CFD boundary conditions for contaminant dispersion, heat transfer and airflow simulations around human occupants in indoor environments

Indoor computational fluid dynamics (CFD) simulations can predict contaminant dispersion around human occupants and provide valuable information in resolving indoor air quality or homeland security problems. The accuracy of CFD simulations strongly depends on the appropriate setting of boundary conditions and numerical simulation parameters. The present study explores influence of the following three key boundary condition settings on the simulation accuracy: (1) contaminant source area size, (2) convective/radiative heat fluxes, and (3) shape/size of human simulators. For each of the boundary conditions, numerical simulations were validated with experimental data obtained in two different environmental chambers.
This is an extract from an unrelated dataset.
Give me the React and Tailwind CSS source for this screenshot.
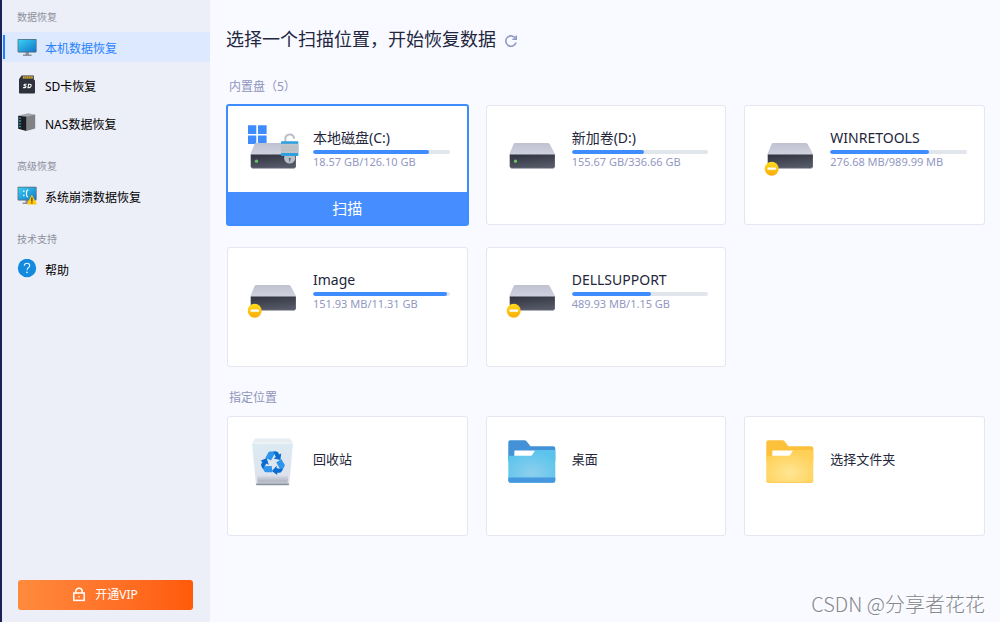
function MonitorIcon() {
  return (
    <svg viewBox="0 0 20 20" className="size-5 shrink-0" aria-hidden="true">
      <defs>
        <linearGradient id="screen" x1="0" y1="0" x2="1" y2="1">
          <stop offset="0" stopColor="#3bd0f2" />
          <stop offset="1" stopColor="#1077cc" />
        </linearGradient>
      </defs>
      <path d="M8.5 14h3.4v4H8.5z" fill="#8f979f" />
      <path d="M6 17.6h8.6v1.2H6z" fill="#757d86" />
      <rect x="0.6" y="2" width="19" height="13.4" rx="0.8" fill="#59636e" />
      <rect x="1.3" y="2.7" width="17.6" height="12" fill="url(#screen)" />
    </svg>
  );
}

function SdCardIcon() {
  return (
    <svg viewBox="0 0 20 20" className="size-5 shrink-0" aria-hidden="true">
      <path d="M4.6.4h12.2v4l1.2 1v12.2a.9.9 0 0 1-.9.9H2.9a.9.9 0 0 1-.9-.9V4.2z" fill="#2e323c" />
      <path d="M5.8 1.2h10v2.4h-10z" fill="#d4aa3c" />
      <path d="M7.7 1.2v2.4M9.7 1.2v2.4M11.8 1.2v2.4M13.8 1.2v2.4" stroke="#6b5420" strokeWidth="0.6" />
      <path
        d="M9.7 9.2H8.1q-1 0-1.1.8t.8.9h.4q.9.1.7.9t-1 .8H6.1M11.6 9.2h1.2q1.6 0 1.3 1.7t-1.9 1.7h-1.2z"
        fill="none"
        stroke="#fff"
        strokeWidth="1.1"
      />
    </svg>
  );
}

function NasIcon() {
  return (
    <svg viewBox="0 0 20 20" className="size-5 shrink-0" aria-hidden="true">
      <path d="M1.4 2.4 11.4.2l6.8 1.6-8.6 2.6z" fill="#a6a8ac" />
      <path d="M9.4 3.8 18.2 1.6v14L9.4 18z" fill="#808286" />
      <path d="M1.2 2.8l8.2 1V18l-8.2-2.2z" fill="#17191d" />
      <path d="M4.8 4.7v11.5M7.1 5v11.8" stroke="#33373d" strokeWidth="0.5" />
      <path d="M2.2 5.2h1.6M2.2 8h1.6M2.2 10.8h1.6M2.2 13.6h1.6" stroke="#24c3e0" strokeWidth="1.3" />
    </svg>
  );
}

function CrashIcon() {
  return (
    <svg viewBox="0 0 20 20" className="size-5 shrink-0" aria-hidden="true">
      <path d="M8.5 13h3v4.5h-3z" fill="#8f979f" />
      <path d="M5.6 16.6h7v1.2h-7z" fill="#757d86" />
      <rect x="0.6" y="0.8" width="19" height="13.6" rx="0.8" fill="#59636e" />
      <rect x="1.3" y="1.5" width="17.6" height="12.2" fill="url(#screen)" />
      <path d="M6.2 4.6h1.3v1.5H6.2zM6.2 8.8h1.3v1.5H6.2z" fill="#fff" />
      <path d="M11.2 3.8q-1.8.4-1.8 3.6t1.8 3.6" fill="none" stroke="#fff" strokeWidth="1.1" />
      <path d="M14.4 9.4q.5-.8 1 0l4.2 8q.4 1-.6 1h-8.3q-1 0-.6-1z" fill="#ffc800" />
      <path d="M14.3 11.6h1.2v3.8h-1.2zM14.3 16.2h1.2v1.2h-1.2z" fill="#3d3208" />
    </svg>
  );
}

function HelpIcon() {
  return (
    <svg viewBox="0 0 20 20" className="size-5 shrink-0" aria-hidden="true">
      <circle cx="10" cy="9" r="9.2" fill="#128ae0" />
      <path
        d="M7.3 6.8Q7.3 4.2 10 4.2t2.7 2.4q0 1.3-1.3 2.2T10 11.2"
        fill="none"
        stroke="#e9f6ff"
        strokeWidth="1.1"
      />
      <circle cx="10" cy="13.4" r="0.8" fill="#e9f6ff" />
    </svg>
  );
}

const NAV = [
  {
    label: "数据恢复",
    items: [
      { text: "本机数据恢复", icon: MonitorIcon, active: true },
      { text: "SD卡恢复", icon: SdCardIcon },
      { text: "NAS数据恢复", icon: NasIcon },
    ],
  },
  { label: "高级恢复", items: [{ text: "系统崩溃数据恢复", icon: CrashIcon }] },
  { label: "技术支持", items: [{ text: "帮助", icon: HelpIcon }] },
];

function Sidebar() {
  return (
    <aside className="flex w-[210px] shrink-0 flex-col border-l-2 border-[#1c2258] bg-[#eceef8] pt-2 pb-3">
      <nav className="flex flex-col gap-[19px]">
        {NAV.map((group) => (
          <section key={group.label} className="flex flex-col gap-2">
            <h2 className="h-4 pl-[15px] text-[10px] leading-[18px] text-[#8d909c]">{group.label}</h2>
            {group.items.map(({ text, icon: Icon, active }) => (
              <a
                key={text}
                href="#"
                aria-current={active ? "page" : undefined}
                className={
                  active
                    ? "flex h-[30px] items-center bg-[#dde9ff] pl-px text-[12px] text-[#2b83fb]"
                    : "flex h-[30px] items-center pl-px text-[12px] text-black"
                }
              >
                <span className={active ? "mr-3 h-6 w-[2px] bg-[#1f7cff]" : "mr-3 h-6 w-[2px]"} />
                <Icon />
                <span className="ml-2 pt-[3px]">{text}</span>
              </a>
            ))}
          </section>
        ))}
      </nav>
      <button
        type="button"
        className="mt-auto mr-[17px] ml-4 flex h-[30px] items-center justify-center gap-[10px] rounded-[3px] bg-linear-to-r from-[#ff8a3d] to-[#ff5a08] text-[12px] text-white"
      >
        <svg viewBox="0 0 12 16" className="h-4 w-3" fill="none" stroke="#fff" strokeWidth="1.5" aria-hidden="true">
          <rect x="0.8" y="6" width="10.4" height="7.4" />
          <path d="M2.8 6V4.4a3.2 3.2 0 0 1 6.4 0V6" />
          <circle cx="6" cy="9.8" r="0.8" fill="#fff" stroke="none" />
        </svg>
        开通VIP
      </button>
    </aside>
  );
}

function DriveIcon({ system, restricted }) {
  return (
    <svg viewBox="0 0 56 56" className="size-14 shrink-0" aria-hidden="true">
      <defs>
        <linearGradient id="driveTop" x1="0" y1="0" x2="0" y2="1">
          <stop offset="0" stopColor="#bfc1d1" />
          <stop offset="1" stopColor="#d2d3e0" />
        </linearGradient>
        <linearGradient id="driveFront" x1="0" y1="0" x2="0.3" y2="1">
          <stop offset="0" stopColor="#30323e" />
          <stop offset="1" stopColor="#555866" />
        </linearGradient>
        <linearGradient id="badge" x1="0" y1="0" x2="0" y2="1">
          <stop offset="0" stopColor="#ffdc1c" />
          <stop offset="1" stopColor="#fbab0c" />
        </linearGradient>
      </defs>
      {system && (
        <path d="M2 5.3h8.3v8.6H2zM12 5.3h8.6v8.6H12zM2 15.6h8.3V24H2zM12 15.6h8.6V24H12z" fill="#3f8cff" />
      )}
      <path d="M10.2 23h32.6q1.2 0 1.8 1l5.2 9.4v2H4.6v-2L8.6 24q.5-1 1.6-1z" fill="url(#driveTop)" />
      <path d="M4.7 34.4h45.2V46.6q0 1.8-1.8 1.8H6.5q-1.8 0-1.8-1.8z" fill="url(#driveFront)" />
      <path d="M5.4 47.4q.4 1 1.6 1h40.6q1.2 0 1.6-1" fill="none" stroke="#aeb0bd" strokeWidth="0.7" />
      {restricted ? (
        <g>
          <circle cx="8.7" cy="48.7" r="7" fill="url(#badge)" />
          <rect x="4.5" y="47.5" width="8.6" height="2.2" rx="0.4" fill="#fff" />
        </g>
      ) : (
        <circle cx="10.5" cy="41.2" r="1.6" fill="#69c868" />
      )}
      {system && (
        <g>
          <path d="M39.4 22v-3.6a4.4 4.4 0 0 1 8.6-.8v1.2" fill="none" stroke="#b9bec8" strokeWidth="2" />
          <circle cx="43.7" cy="38" r="5.6" fill="#b8bfc9" />
          <rect x="35" y="21.2" width="17.3" height="14.8" rx="0.6" fill="#2f9fe0" />
          <rect x="35" y="23.8" width="17.3" height="9.2" fill="#bfc4cb" />
          <path d="M35 27h17.3M35 30h17.3" stroke="#afb5bd" strokeWidth="0.6" />
          <circle cx="43.7" cy="38.8" r="1.1" fill="#616975" />
          <path d="M43.2 39h1v2.8h-1z" fill="#616975" />
        </g>
      )}
    </svg>
  );
}

function RecycleBinIcon() {
  return (
    <svg viewBox="0 0 56 56" className="size-14 shrink-0" aria-hidden="true">
      <defs>
        <linearGradient id="bin" x1="0" y1="0" x2="0.2" y2="1">
          <stop offset="0" stopColor="#dcebf3" />
          <stop offset="1" stopColor="#dee1ec" />
        </linearGradient>
        <linearGradient id="binBase" x1="0" y1="0" x2="0" y2="1">
          <stop offset="0" stopColor="#b4b8c4" stopOpacity="0" />
          <stop offset="0.7" stopColor="#b4b8c4" />
          <stop offset="1" stopColor="#c3c7d1" />
        </linearGradient>
      </defs>
      <path d="M9.2 7.4h34.6L47 12H6z" fill="#e6ecf0" />
      <path d="M6 12h41l-3.8 42H10z" fill="url(#bin)" />
      <path d="M6 12h41" stroke="#f5f9fb" strokeWidth="1" />
      <path d="M11 44h31.2l-.6 8.4H11.7z" fill="url(#binBase)" />
      <path d="M10 52.4h33.2l-.4 1.3q-.1.6-.8.6H11.1q-.7 0-.8-.6z" fill="#8b929f" />
      {[0, 120, 240].map((angle) => (
        <g key={angle} transform={`translate(27 32) rotate(${angle})`}>
          <path d="M-7.6-5.2-4.4-10.8q.5-.8 1.4-.8H3L-2-2.6z" fill="#2f95ec" />
          <path d="M.2-11.6H3q1.4 0 2.2 1.2l1 1.8 2-1L7.4-3 .6-4.6l2.2-1.3z" fill="#0a6bd0" />
        </g>
      ))}
    </svg>
  );
}

function FolderIcon({ blue }) {
  const id = blue ? "folderBlue" : "folderYellow";
  return (
    <svg viewBox="0 0 56 56" className="size-14 shrink-0" aria-hidden="true">
      <defs>
        <radialGradient id={id} cx="0.5" cy="0.7" r="0.65">
          <stop offset="0" stopColor={blue ? "#8dcfee" : "#ffe694"} />
          <stop offset="1" stopColor={blue ? "#5cc4ec" : "#ffd057"} />
        </radialGradient>
      </defs>
      <path
        d="M5.3 9.3h13.9q1.8 0 2.8 1.4l3.4 4.6h22.7q2.2 0 2.2 2.2V30h-47V11.3q0-2 2-2z"
        fill={blue ? "#4391d6" : "#fdc03a"}
      />
      <path d="M9.8 19.6h21L27 25.4H9.3V20.1q0-.5.5-.5z" fill="#fff" />
      <path
        d="M3.3 24.8h22.4q1 0 1.5-.8l2.6-4.2q.5-.8 1.4-.8h19.1v30.5q0 2.2-2.2 2.2H5.5q-2.2 0-2.2-2.2z"
        fill={`url(#${id})`}
      />
      {blue ? (
        <path d="M3.3 46.4h47v3.1q0 2.2-2.2 2.2H5.5q-2.2 0-2.2-2.2z" fill="#4598dd" />
      ) : (
        <path d="M3.5 49.8q.2 1.6 2 1.6h42.6q1.8 0 2-1.6" fill="none" stroke="#fdc548" strokeWidth="0.8" />
      )}
    </svg>
  );
}

const DRIVES = [
  { name: "本地磁盘(C:)", usage: "18.57 GB/126.10 GB", percent: 85, system: true },
  { name: "新加卷(D:)", usage: "155.67 GB/336.66 GB", percent: 53 },
  { name: "WINRETOOLS", usage: "276.68 MB/989.99 MB", percent: 72, restricted: true },
  { name: "Image", usage: "151.93 MB/11.31 GB", percent: 98, restricted: true },
  { name: "DELLSUPPORT", usage: "489.93 MB/1.15 GB", percent: 58, restricted: true },
];

function DriveInfo({ drive }) {
  return (
    <span className="flex gap-[11px] pt-[14px] pr-[17px] pl-[18px] text-left">
      <DriveIcon system={drive.system} restricted={drive.restricted} />
      <span className="flex min-w-0 flex-1 flex-col pt-2">
        <span className="truncate text-[14px] leading-5 text-[#23263a]">{drive.name}</span>
        <span
          role="progressbar"
          aria-label={drive.name}
          aria-valuenow={drive.percent}
          className="mt-[2px] block h-1 overflow-hidden rounded-full bg-[#e1e6ed]"
        >
          <span className="block h-full rounded-full bg-[#3f8cff]" style={{ width: `${drive.percent}%` }} />
        </span>
        <span className="truncate text-[11px] leading-4 text-[#9297c2]">{drive.usage}</span>
      </span>
    </span>
  );
}

function DriveCard({ drive }) {
  if (drive.system) {
    return (
      <div className="flex h-[120px] flex-col rounded-[2px] border border-[#3f8cff] bg-white ring-1 ring-[#3f8cff]">
        <DriveInfo drive={drive} />
        <button type="button" className="mt-auto h-8 bg-[#468eff] text-[15px] leading-8 text-white">
          扫描
        </button>
      </div>
    );
  }
  return (
    <button type="button" className="flex h-[120px] flex-col items-stretch rounded-[3px] border border-[#e4e6f1] bg-white">
      <DriveInfo drive={drive} />
    </button>
  );
}

function LocationCard({ name, children }) {
  return (
    <button
      type="button"
      className="flex h-[120px] items-start gap-[11px] rounded-[3px] border border-[#e4e6f1] bg-white pt-[14px] pl-[18px]"
    >
      {children}
      <span className="pt-[18px] text-[13px] leading-5 text-[#23263a]">{name}</span>
    </button>
  );
}

export default function App() {
  return (
    <div className='relative flex min-h-screen bg-[#f9faff] font-["Noto_Sans","Noto_Sans_CJK_SC",sans-serif]'>
      <Sidebar />
      <main className="min-w-0 flex-1 pt-[25px] pr-[15px] pb-6 pl-4">
        <header className="flex items-center gap-2">
          <h1 className="text-[18px] leading-7 text-[#23263f]">选择一个扫描位置，开始恢复数据</h1>
          <button type="button" aria-label="刷新" className="mt-1">
            <svg viewBox="0 0 14 14" className="size-[14px]" fill="none" stroke="#9298c4" strokeWidth="1.6" aria-hidden="true">
              <path d="M11.6 4.6A5.2 5.2 0 1 0 12 8.6" />
              <path d="M12.2 1.4v3.9H8.3" />
            </svg>
          </button>
        </header>

        <h2 className="mt-6 ml-[3px] text-[12px] leading-5 text-[#8f95bd]">内置盘（5）</h2>
        <div className="mt-2 ml-px grid grid-cols-3 gap-x-[18px] gap-y-[22px]">
          {DRIVES.map((drive) => (
            <DriveCard key={drive.name} drive={drive} />
          ))}
        </div>

        <h2 className="mt-[21px] ml-[3px] text-[12px] leading-5 text-[#8f95bd]">指定位置</h2>
        <div className="mt-2 ml-px grid grid-cols-3 gap-x-[18px]">
          <LocationCard name="回收站">
            <RecycleBinIcon />
          </LocationCard>
          <LocationCard name="桌面">
            <FolderIcon blue />
          </LocationCard>
          <LocationCard name="选择文件夹">
            <FolderIcon />
          </LocationCard>
        </div>
      </main>
      <p className='absolute right-[15px] bottom-1 font-["Noto_Sans_CJK_SC",sans-serif] text-[20px] leading-7 font-light text-[#85878c] text-shadow-[1px_1px_0_#ffffff]'>
        CSDN @分享者花花
      </p>
    </div>
  );
}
In CFD simulations, a small release area of a contaminant point source causes locally high concentration gradients that require a very fine local grid system. This fine grid system can slow down the simulations substantially. The convergence speed of calculation is greatly increased by the source area enlargement. This method will not influence the simulation accuracy of passive point source within well-predicted airflow field. However, for active point source located within complicated airflow filed, such an enlargement should be carried out cautiously because simulation inaccuracy might be introduced. For setting thermal boundary conditions, convection to radiation heat flux ratio is critical for accurate CFD computations of temperature profiles around human simulators. The recommended convection to radiation (C:R) ratio is 30:70 for human simulators. Finally, simplified human simulators can provide accurate temperature profiles within the whole domain of interest. However, velocity and contaminant concentration simulations require further work in establishing the influence of simplifications on the simulation accuracy in the vicinity of the human simulator.